Since 2022, the LEC has found itself under increasing economic pressure
Until now, relatively little financial data about the internal operations of Riot Games and its subsidiaries — especially the LEC, Riot's EMEA LoL esports league — has been made public. Today, Sheep Esports delivers a first-of-its-kind analysis of the company's financial results, examining Riot's parent company, Tencent, and the increasingly-popular LEC, via Riot Games EU. This analysis centers on one question: Is the LEC financially sustainable, or has it become a burden on Riot's accounts?
Tencent, a Shenzen-based internet services giant, has become one of the biggest players — if not the biggest — in the video games space. On top of owning the publisher of League of Legends and VALORANT, the group backs the ownership of other major in-house studios, including TiMi Studio Group, Lightspeed & Quantum Studios, and Supercell, the studios behind titles like Honor of Kings, PUBG Mobile and Clash of Clans. In total, Tencent's impressive gaming division generated an eye-watering $92 billion in 2024 alone.
1.55 billion euros in sales
Within the Tencent empire, Riot Games Limited has established itself as the operational and financial center of Riot Inc. for markets outside of the United States. It's responsible for sales, support, marketing and localization of the publisher's games in Europe, the Middle East, Asia and Latin America. The subsidiary centralizes non-US revenues (€1.55 billion in 2023), bears strategic costs (R&D, esports), and returns profits to its parent company, Riot Inc., via its Irish holding company Riot Games Holdings Ltd.

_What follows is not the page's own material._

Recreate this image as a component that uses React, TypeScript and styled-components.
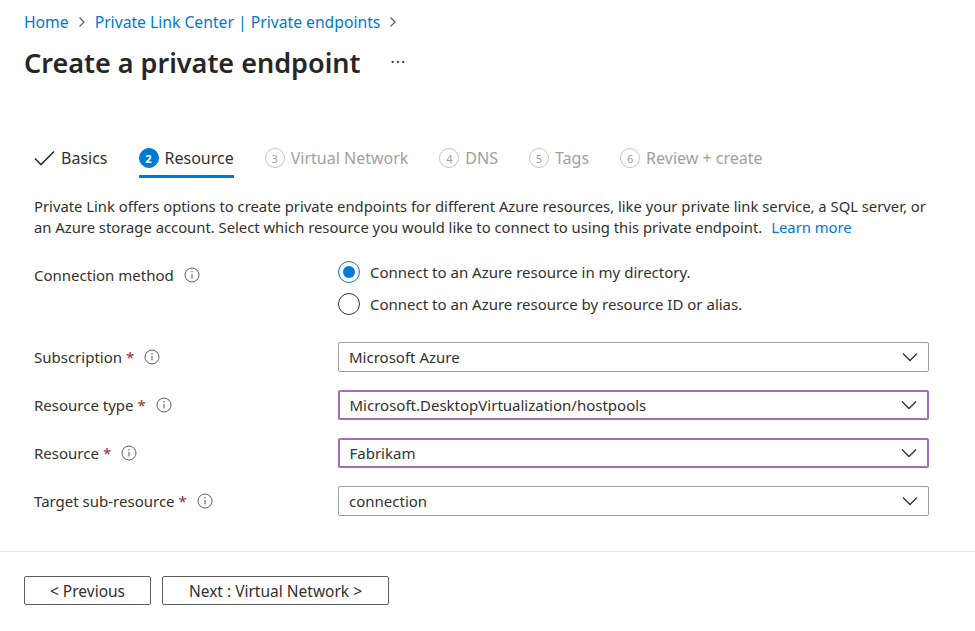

At the close of 2023, Riot Games Limited generated sales of €1.55 billion, up 12.5% from 2022. Despite heavy R&D spending (€297 million), the company generated a net profit of €385 million, a comfortable margin of around 25%. It also paid out €228.8 M in dividends to its holding company, bringing the total to over €600 M over two years, while strengthening its shareholders' equity to €762 M. The company's balance sheet remains solid: €1.82 billion in assets, including over €1 billion in intangible assets, and €160 million in cash.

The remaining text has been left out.